> _Work to complete_: Transcribe the lines below verbatim, skipping the images.

> _Provided material_:

========================

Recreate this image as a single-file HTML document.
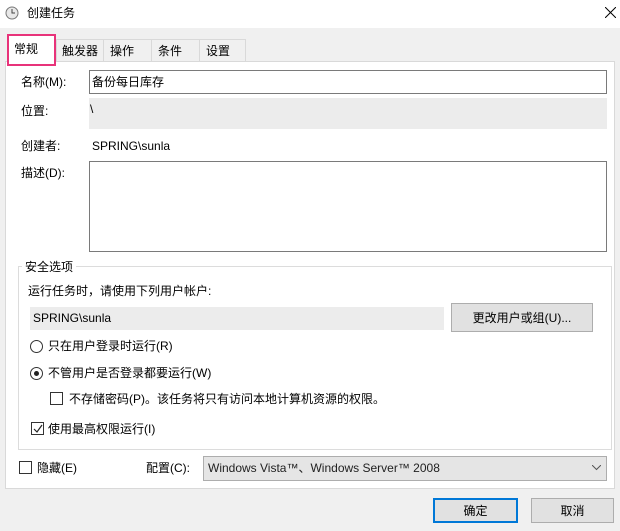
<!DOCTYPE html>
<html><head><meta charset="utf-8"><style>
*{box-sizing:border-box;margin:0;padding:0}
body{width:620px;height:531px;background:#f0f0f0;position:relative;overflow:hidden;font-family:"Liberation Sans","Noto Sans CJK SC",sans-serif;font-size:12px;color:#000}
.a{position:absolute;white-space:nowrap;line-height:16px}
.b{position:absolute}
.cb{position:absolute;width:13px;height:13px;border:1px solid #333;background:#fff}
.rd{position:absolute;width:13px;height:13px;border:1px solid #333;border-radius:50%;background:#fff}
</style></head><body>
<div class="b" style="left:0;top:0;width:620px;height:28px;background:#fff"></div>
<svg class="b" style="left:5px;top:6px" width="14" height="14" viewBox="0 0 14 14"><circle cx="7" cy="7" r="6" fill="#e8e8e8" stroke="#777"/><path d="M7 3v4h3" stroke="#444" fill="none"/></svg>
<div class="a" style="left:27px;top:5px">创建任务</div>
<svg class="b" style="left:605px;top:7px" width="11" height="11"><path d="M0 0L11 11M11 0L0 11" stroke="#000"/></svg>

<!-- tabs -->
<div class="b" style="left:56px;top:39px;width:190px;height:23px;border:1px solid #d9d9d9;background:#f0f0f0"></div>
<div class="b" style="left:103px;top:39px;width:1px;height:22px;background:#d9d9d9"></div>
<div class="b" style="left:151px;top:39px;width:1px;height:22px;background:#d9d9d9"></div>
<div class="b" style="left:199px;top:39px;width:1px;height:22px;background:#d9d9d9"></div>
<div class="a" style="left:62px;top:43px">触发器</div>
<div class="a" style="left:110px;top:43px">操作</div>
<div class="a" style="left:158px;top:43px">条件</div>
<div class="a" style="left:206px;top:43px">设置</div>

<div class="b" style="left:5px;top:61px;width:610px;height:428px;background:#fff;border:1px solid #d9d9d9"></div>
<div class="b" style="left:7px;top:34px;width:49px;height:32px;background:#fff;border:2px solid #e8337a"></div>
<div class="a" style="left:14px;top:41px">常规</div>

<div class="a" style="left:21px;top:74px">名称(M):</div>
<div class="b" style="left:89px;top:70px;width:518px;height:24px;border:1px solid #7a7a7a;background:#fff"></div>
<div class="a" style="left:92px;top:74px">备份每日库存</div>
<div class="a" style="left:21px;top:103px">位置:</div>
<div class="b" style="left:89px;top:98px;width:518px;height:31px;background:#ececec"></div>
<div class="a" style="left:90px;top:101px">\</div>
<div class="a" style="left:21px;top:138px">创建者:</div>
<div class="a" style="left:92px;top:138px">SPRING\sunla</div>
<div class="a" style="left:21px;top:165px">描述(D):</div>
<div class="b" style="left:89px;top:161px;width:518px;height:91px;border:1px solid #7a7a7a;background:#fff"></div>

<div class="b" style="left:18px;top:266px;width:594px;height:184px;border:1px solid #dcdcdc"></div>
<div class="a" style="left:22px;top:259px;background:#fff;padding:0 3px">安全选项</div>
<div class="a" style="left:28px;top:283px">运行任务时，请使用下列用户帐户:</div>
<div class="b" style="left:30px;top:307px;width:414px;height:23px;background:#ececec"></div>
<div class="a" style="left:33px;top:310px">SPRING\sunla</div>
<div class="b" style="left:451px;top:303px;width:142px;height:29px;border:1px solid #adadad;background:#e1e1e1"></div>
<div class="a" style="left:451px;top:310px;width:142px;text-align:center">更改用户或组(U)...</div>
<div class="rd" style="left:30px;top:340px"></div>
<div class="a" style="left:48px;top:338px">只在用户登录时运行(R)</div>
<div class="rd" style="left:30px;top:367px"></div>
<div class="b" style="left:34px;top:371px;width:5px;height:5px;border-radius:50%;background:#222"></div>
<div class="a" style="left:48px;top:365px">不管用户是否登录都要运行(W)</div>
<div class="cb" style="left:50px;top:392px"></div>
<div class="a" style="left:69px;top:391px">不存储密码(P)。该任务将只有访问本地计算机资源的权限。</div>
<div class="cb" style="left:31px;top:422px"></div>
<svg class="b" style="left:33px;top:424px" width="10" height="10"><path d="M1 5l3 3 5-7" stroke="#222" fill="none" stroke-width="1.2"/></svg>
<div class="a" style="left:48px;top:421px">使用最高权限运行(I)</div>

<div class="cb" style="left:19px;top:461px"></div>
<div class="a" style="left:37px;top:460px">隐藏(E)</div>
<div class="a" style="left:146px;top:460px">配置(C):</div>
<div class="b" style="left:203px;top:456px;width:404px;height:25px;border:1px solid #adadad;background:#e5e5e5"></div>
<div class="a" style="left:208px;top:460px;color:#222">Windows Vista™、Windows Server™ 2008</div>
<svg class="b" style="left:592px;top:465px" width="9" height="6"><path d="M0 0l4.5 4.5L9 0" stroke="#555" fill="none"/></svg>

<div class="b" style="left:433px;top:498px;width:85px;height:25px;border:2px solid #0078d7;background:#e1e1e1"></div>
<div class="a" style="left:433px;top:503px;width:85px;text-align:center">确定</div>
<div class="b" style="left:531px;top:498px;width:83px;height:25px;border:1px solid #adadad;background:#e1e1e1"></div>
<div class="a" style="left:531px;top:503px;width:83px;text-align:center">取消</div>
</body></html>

========================

> _Output below_:
Recreate this image as a single-file HTML document.
<!DOCTYPE html>
<html><head><meta charset="utf-8"><style>
*{box-sizing:border-box;margin:0;padding:0}
body{width:620px;height:531px;background:#f0f0f0;position:relative;overflow:hidden;font-family:"Liberation Sans","Noto Sans CJK SC",sans-serif;font-size:12px;color:#000}
.a{position:absolute;white-space:nowrap;line-height:16px}
.b{position:absolute}
.cb{position:absolute;width:13px;height:13px;border:1px solid #333;background:#fff}
.rd{position:absolute;width:13px;height:13px;border:1px solid #333;border-radius:50%;background:#fff}
</style></head><body>
<div class="b" style="left:0;top:0;width:620px;height:28px;background:#fff"></div>
<svg class="b" style="left:5px;top:6px" width="14" height="14" viewBox="0 0 14 14"><circle cx="7" cy="7" r="6" fill="#e8e8e8" stroke="#777"/><path d="M7 3v4h3" stroke="#444" fill="none"/></svg>
<div class="a" style="left:27px;top:5px">创建任务</div>
<svg class="b" style="left:605px;top:7px" width="11" height="11"><path d="M0 0L11 11M11 0L0 11" stroke="#000"/></svg>

<!-- tabs -->
<div class="b" style="left:56px;top:39px;width:190px;height:23px;border:1px solid #d9d9d9;background:#f0f0f0"></div>
<div class="b" style="left:103px;top:39px;width:1px;height:22px;background:#d9d9d9"></div>
<div class="b" style="left:151px;top:39px;width:1px;height:22px;background:#d9d9d9"></div>
<div class="b" style="left:199px;top:39px;width:1px;height:22px;background:#d9d9d9"></div>
<div class="a" style="left:62px;top:43px">触发器</div>
<div class="a" style="left:110px;top:43px">操作</div>
<div class="a" style="left:158px;top:43px">条件</div>
<div class="a" style="left:206px;top:43px">设置</div>

<div class="b" style="left:5px;top:61px;width:610px;height:428px;background:#fff;border:1px solid #d9d9d9"></div>
<div class="b" style="left:7px;top:34px;width:49px;height:32px;background:#fff;border:2px solid #e8337a"></div>
<div class="a" style="left:14px;top:41px">常规</div>

<div class="a" style="left:21px;top:74px">名称(M):</div>
<div class="b" style="left:89px;top:70px;width:518px;height:24px;border:1px solid #7a7a7a;background:#fff"></div>
<div class="a" style="left:92px;top:74px">备份每日库存</div>
<div class="a" style="left:21px;top:103px">位置:</div>
<div class="b" style="left:89px;top:98px;width:518px;height:31px;background:#ececec"></div>
<div class="a" style="left:90px;top:101px">\</div>
<div class="a" style="left:21px;top:138px">创建者:</div>
<div class="a" style="left:92px;top:138px">SPRING\sunla</div>
<div class="a" style="left:21px;top:165px">描述(D):</div>
<div class="b" style="left:89px;top:161px;width:518px;height:91px;border:1px solid #7a7a7a;background:#fff"></div>

<div class="b" style="left:18px;top:266px;width:594px;height:184px;border:1px solid #dcdcdc"></div>
<div class="a" style="left:22px;top:259px;background:#fff;padding:0 3px">安全选项</div>
<div class="a" style="left:28px;top:283px">运行任务时，请使用下列用户帐户:</div>
<div class="b" style="left:30px;top:307px;width:414px;height:23px;background:#ececec"></div>
<div class="a" style="left:33px;top:310px">SPRING\sunla</div>
<div class="b" style="left:451px;top:303px;width:142px;height:29px;border:1px solid #adadad;background:#e1e1e1"></div>
<div class="a" style="left:451px;top:310px;width:142px;text-align:center">更改用户或组(U)...</div>
<div class="rd" style="left:30px;top:340px"></div>
<div class="a" style="left:48px;top:338px">只在用户登录时运行(R)</div>
<div class="rd" style="left:30px;top:367px"></div>
<div class="b" style="left:34px;top:371px;width:5px;height:5px;border-radius:50%;background:#222"></div>
<div class="a" style="left:48px;top:365px">不管用户是否登录都要运行(W)</div>
<div class="cb" style="left:50px;top:392px"></div>
<div class="a" style="left:69px;top:391px">不存储密码(P)。该任务将只有访问本地计算机资源的权限。</div>
<div class="cb" style="left:31px;top:422px"></div>
<svg class="b" style="left:33px;top:424px" width="10" height="10"><path d="M1 5l3 3 5-7" stroke="#222" fill="none" stroke-width="1.2"/></svg>
<div class="a" style="left:48px;top:421px">使用最高权限运行(I)</div>

<div class="cb" style="left:19px;top:461px"></div>
<div class="a" style="left:37px;top:460px">隐藏(E)</div>
<div class="a" style="left:146px;top:460px">配置(C):</div>
<div class="b" style="left:203px;top:456px;width:404px;height:25px;border:1px solid #adadad;background:#e5e5e5"></div>
<div class="a" style="left:208px;top:460px;color:#222">Windows Vista™、Windows Server™ 2008</div>
<svg class="b" style="left:592px;top:465px" width="9" height="6"><path d="M0 0l4.5 4.5L9 0" stroke="#555" fill="none"/></svg>

<div class="b" style="left:433px;top:498px;width:85px;height:25px;border:2px solid #0078d7;background:#e1e1e1"></div>
<div class="a" style="left:433px;top:503px;width:85px;text-align:center">确定</div>
<div class="b" style="left:531px;top:498px;width:83px;height:25px;border:1px solid #adadad;background:#e1e1e1"></div>
<div class="a" style="left:531px;top:503px;width:83px;text-align:center">取消</div>
</body></html>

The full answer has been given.